Abstract: An enormous amount of effort and ingenuity has been addressed to patching holes in the income tax attributable to realization accounting. A classic instance of the problem is the headaches created by capital gains, whereby the taxpayer can choose to postpone recognition of gain and accelerate recognition of loss (a practice known as cherry picking). Nowhere are the inconsistencies that result from realization accounting more pronounced than in the taxation of financial instruments, especially "derivatives" of familiar securities. This paper sets forth the requirements for income measurement rules based on realization that are "linear" in the sense that doubling a person's transactions will double the taxable income, and adding one set of transactions to another will result in the sum of the associated income. Under present realization conventions, the tax law cannot be linear because there would then be no limit on tax arbitrage profit via variations on borrowing with deductible interest and lending tax exempt. To focus on the principles, the paper assumes transactions are costless. In that case, it is shown that to deal with the intertemporal aspect of the problem requires virtually universal imputation of taxable interest income to basis (the taxpayer's cost of an asset).

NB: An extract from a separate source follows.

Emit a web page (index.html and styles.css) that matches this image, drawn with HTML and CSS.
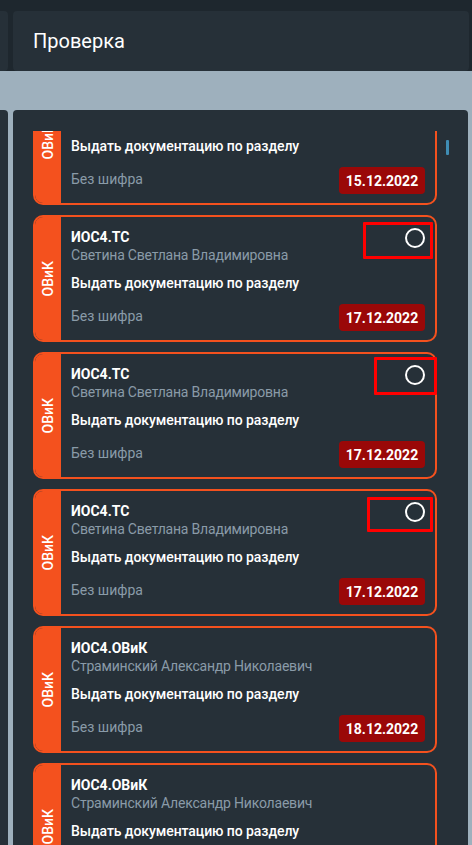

To deal with the risk aspect of the problem (lock- in and cherry picking) requires simply that the effective rate of tax on gains and losses be the same (not necessarily equal to the rate on intertemporal returns). A new method is proposed that satisfies the requirements for linear income measurement. It is shown that the retroactive taxation of gain devised by Alan Auerbach is a special case of the new approach (involving a zero effective rate of tax on gains and losses). Published in: Tax Law Review 50, 1996, pp. 731-785.